The bottle is pure black glass. Not even shining a light through can indicate what level is left in the bottle. Not much on the bottle either to give you a clue or inkling of what's in store. This is whisky fun. Whisky mystery forces us to put aside preference or bias, open these bottles and just enjoy the liquid for what it is.
I'll be picking up another for myself whenever I can, and 1 more to share with whisky friends as we all guess and wonder what's in store.
The reveal - A 17 Year Old Teaninich. I was delighted.

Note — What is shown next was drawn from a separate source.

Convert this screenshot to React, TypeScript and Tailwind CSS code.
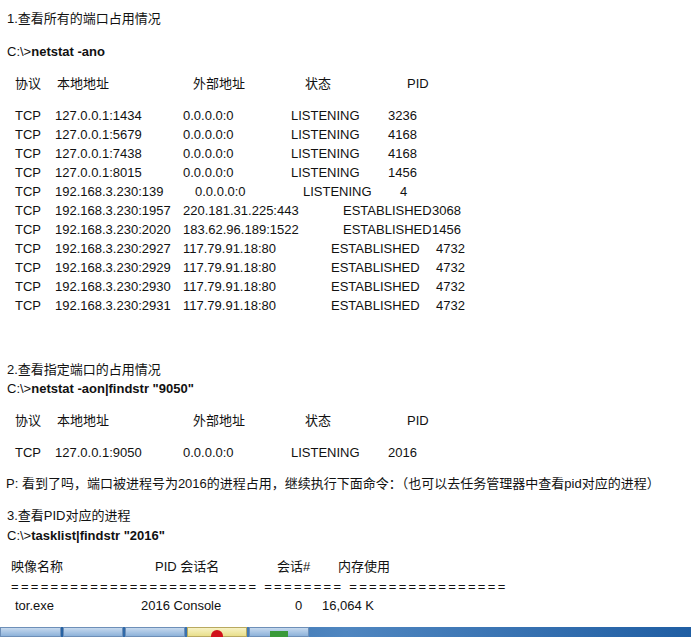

The whisky was fantastic. It took about 20 minutes for the shyness to disappear and really show itself to what it had in store. From past experiences, I suck at blind tastings and guessing, so felt no pressure to even start wondering what I had in front of me. My initial reflection was, 'I haven't a clue what this is, but I love it!'.
It had no smoke or peat. Super fresh, clean and fruity sweet. Would hazard a guess at this being in some ex-sherry barrels but not a full maturation. Perhaps a finish? The profile was right up my street. Perfectly balanced, well rounded and nothing offensive or profound here on multiple pours. Fruit, spice with a nice weight made this a very enjoyable dram.
I hope this becomes a regular thing with the folks at Dornoch. I had so much fun writing tasting notes for this and getting to know the liquid without any perception of a brand or pressure on history or heritage in front of me.